Her heroes include Baz Luhrmann and Tim Burton who inspired her to add creative style to my films and to experiment more whilst two of her design heroes were Eiko Ishioka and Ray Harryhausen so it was heartbreaking that we lost both of them recently. Although she is quite hard on herself, The Opening Night (2010) got Sophie her first festival entry but after finding out she was going to Cannes with Ashes, her thought process was, "there were lots of other filmmakers there, and since it's something I've achieved, it can't be that big an achievement." As a perfectionist and a fighter Sophie doesn’t think she’ll ever feel satisfied with any success but feels that's something she’ll reassess in twenty years' time.
In closing, her favourite films include Lord of the Rings, Moulin Rouge, Titanic, Braveheart - which she says aren't always artistically praised but which are huge accomplishments in themselves and are movies which take you on a big, emotional journey. On the other side, she finds films which paint more delicate, intricate portraits of life - like American Beauty, Black Swan, Blue Valentine and Like Crazy are closer to the type of films Sophie is looking to make in the next few years.
Not stopping until she has won an Oscar her immediate goals include getting Ashes and Stop/Eject into as many festivals as possible and hopefully earning some awards for those films from the smaller festivals. Working within the industry has helped Sophie appreciate the character-driven pieces of UK films such as The King's Speech and Richard Curtis' movies and feels these have been well received because the rest of the world likes to see Britain as a place of quirky little characters. Sophie advises aspiring filmmakers to begin with whatever is at hand as “we now have cameras at our disposal all the time, even on our phones, so there's no excuse not to start experimenting and developing filmmaking skills. But, at the same time, accept the limitations of this technology and always be ready to move on to better technology as soon as you can so you don't get stuck in the past”.
She also suggests surrounding yourself with people who have more experience than you and don’t forget to listen to them.

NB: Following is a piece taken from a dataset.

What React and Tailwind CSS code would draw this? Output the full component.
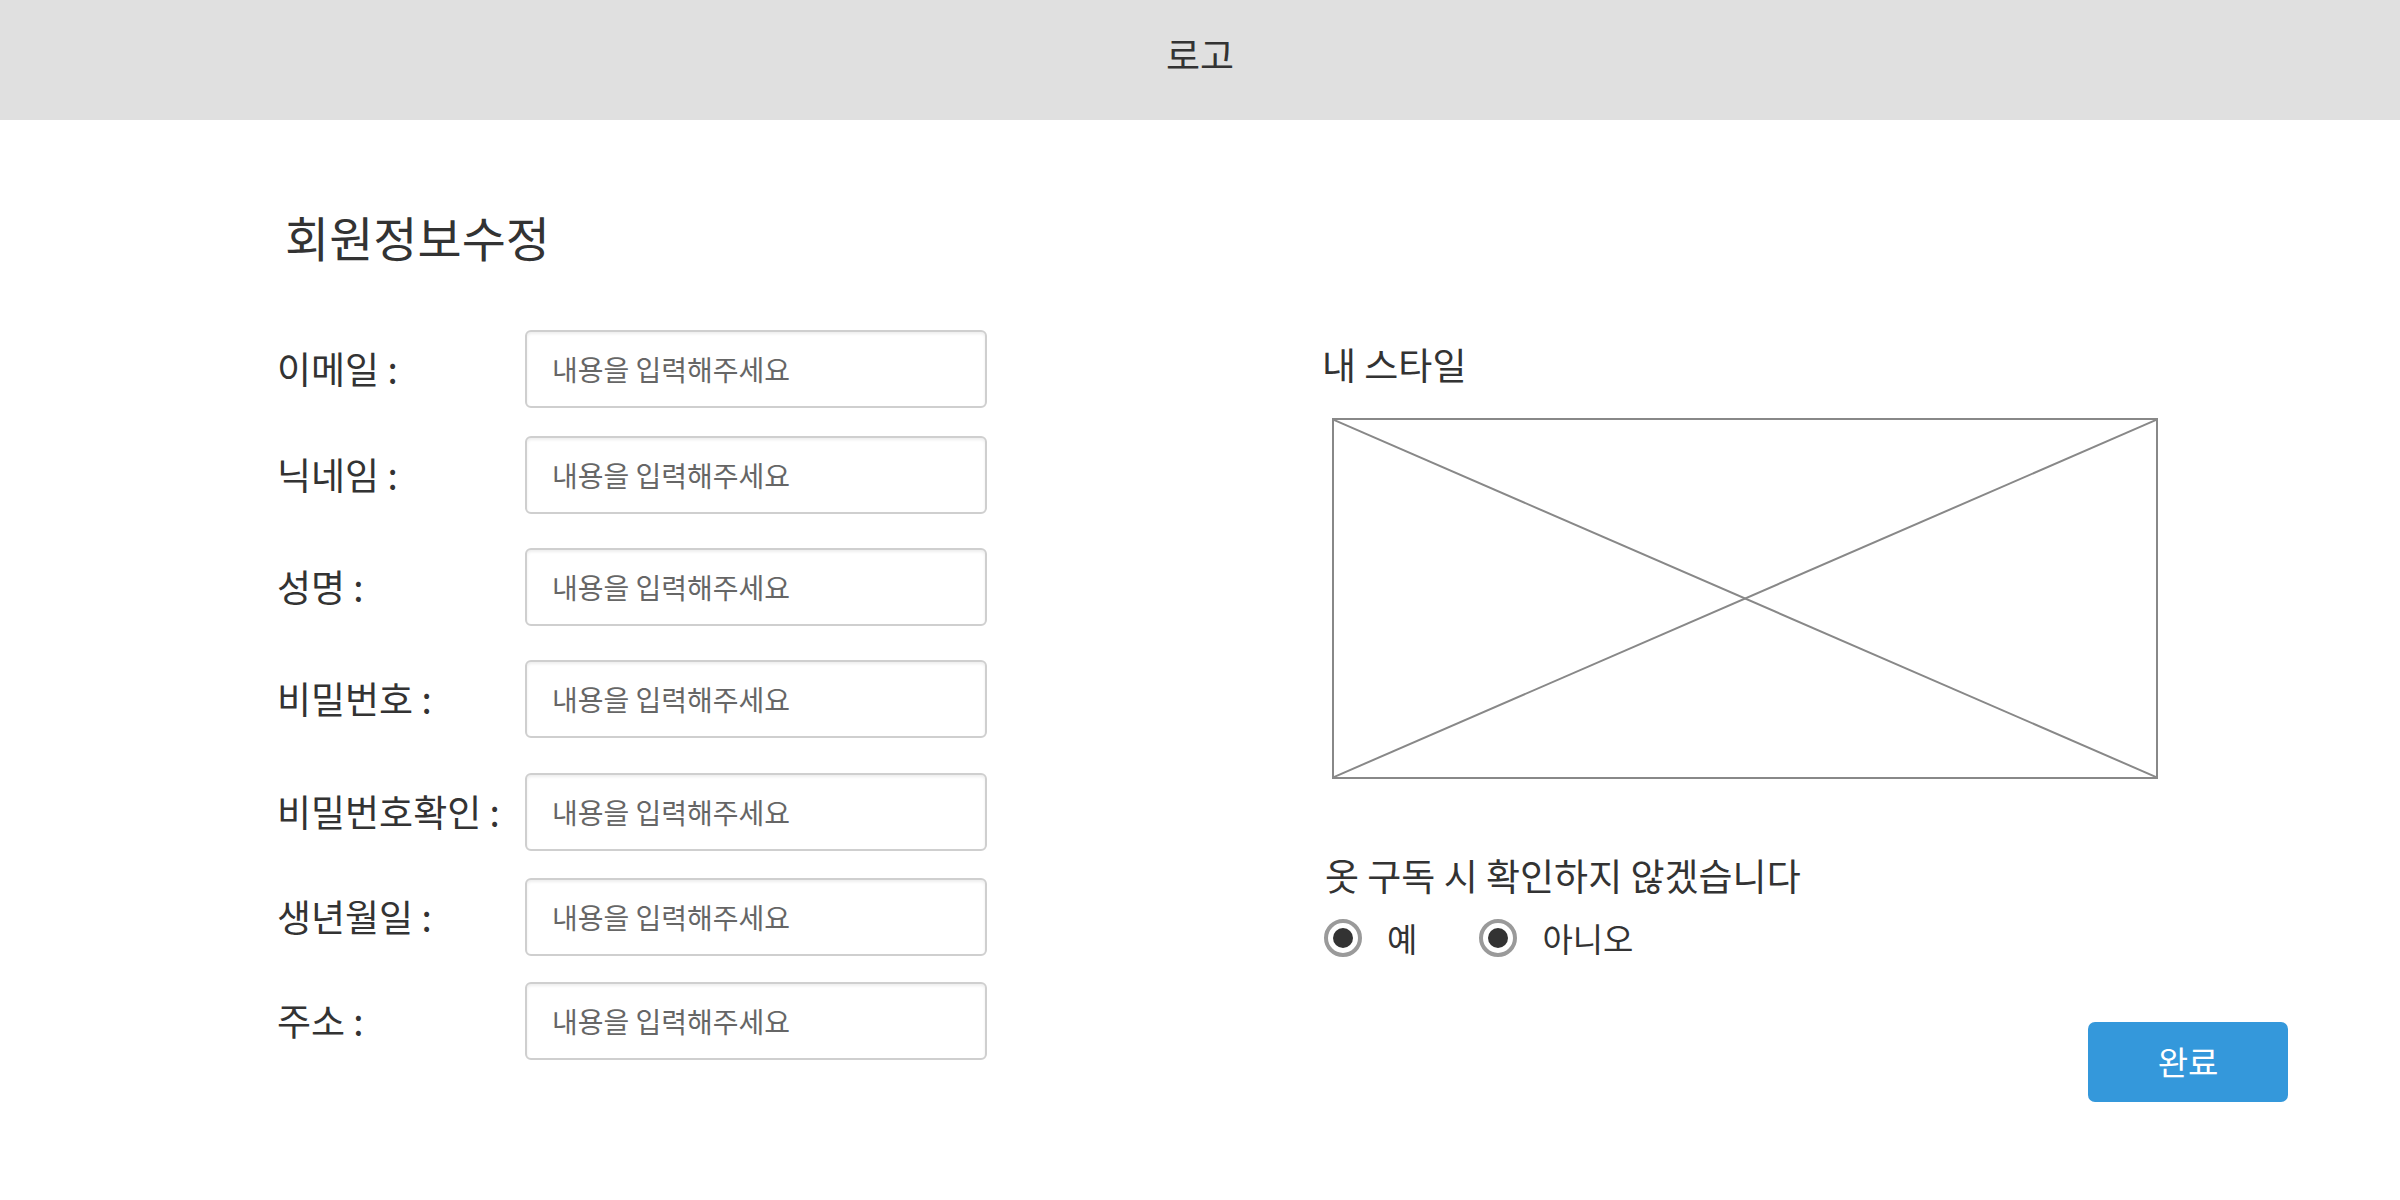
import React from "react";

const FONT = { fontFamily: '"Noto Sans CJK KR", "Noto Sans", sans-serif' };

const rows = [
  { label: "이메일 :", mt: "mt-[64px]" },
  { label: "닉네임 :", mt: "mt-[28px]" },
  { label: "성명 :", mt: "mt-[34px]" },
  { label: "비밀번호 :", mt: "mt-[34px]" },
  { label: "비밀번호확인 :", mt: "mt-[35px]" },
  { label: "생년월일 :", mt: "mt-[27px]" },
  { label: "주소 :", mt: "mt-[26px]" },
];

function Radio({ label }) {
  return (
    <label className="flex items-center gap-[25px] cursor-pointer">
      <span className="w-[38px] h-[38px] rounded-full border-[4px] border-[#9a9a9a] bg-white flex items-center justify-center">
        <span className="w-[20px] h-[20px] rounded-full bg-[#333]" />
      </span>
      <span className="text-[33px] leading-[48px] text-[#333]">{label}</span>
    </label>
  );
}

export default function App() {
  return (
    <div className="w-[2400px] h-[1200px] bg-white" style={FONT}>
      {/* ── Header ── */}
      <header className="h-[120px] bg-[#e0e0e0] flex items-center justify-center pb-[10px]">
        <span className="text-[37px] text-[#333]">로고</span>
      </header>

      <main className="flex pl-[277px]">
        {/* ── Left: form ── */}
        <div className="w-[1045px] flex flex-col">
          <h1 className="mt-[86px] ml-[8px] text-[48px] leading-[60px] text-[#333]">
            회원정보수정
          </h1>
          {rows.map((r) => (
            <div key={r.label} className={"flex items-center " + r.mt}>
              <span className="w-[248px] text-[37px] leading-[48px] text-[#333] pb-[2px]">
                {r.label}
              </span>
              <input
                type="text"
                placeholder="내용을 입력해주세요"
                className="w-[462px] h-[78px] border-2 border-[#cfcfcf] rounded-[6px] pl-[25px] text-[28px] text-[#333] placeholder:text-[#666] shadow-[inset_0_2px_3px_rgba(0,0,0,0.07)] outline-none"
                style={FONT}
              />
            </div>
          ))}
        </div>

        {/* ── Right: style ── */}
        <div className="w-[966px] flex flex-col">
          <p className="mt-[220px] text-[37px] leading-[48px] text-[#333]">내 스타일</p>
          <div className="mt-[30px] ml-[10px] w-[826px] h-[361px] border-2 border-[#888]">
            <svg className="w-full h-full block" viewBox="0 0 822 357" preserveAspectRatio="none">
              <line x1="0" y1="0" x2="822" y2="357" stroke="#888" strokeWidth="2" />
              <line x1="822" y1="0" x2="0" y2="357" stroke="#888" strokeWidth="2" />
            </svg>
          </div>
          <p className="mt-[72px] ml-[3px] text-[37px] leading-[48px] text-[#333]">
            옷 구독 시 확인하지 않겠습니다
          </p>
          <div className="mt-[15px] ml-[2px] flex items-center gap-[62px]">
            <Radio label="예" />
            <Radio label="아니오" />
          </div>
          <button className="self-end mt-[60px] w-[200px] h-[80px] rounded-[7px] bg-[#3498db] text-white text-[33px]" style={FONT}>
            완료
          </button>
        </div>
      </main>
    </div>
  );
}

Sophie explains, “It's all very well and good to have a style and to want to develop it but don't be stubborn to your style straight away. Work for other people and learn the basics first and your own personal style will be better for it because when it comes the time to use that style you will know how to use it in a productive and lucrative way”. Finally Sophie thinks all crew should be loyal to their team and people should not forget to build a team using people who share the same attitude and vision (“which makes them easier to love!”) and they will be loyal to you too.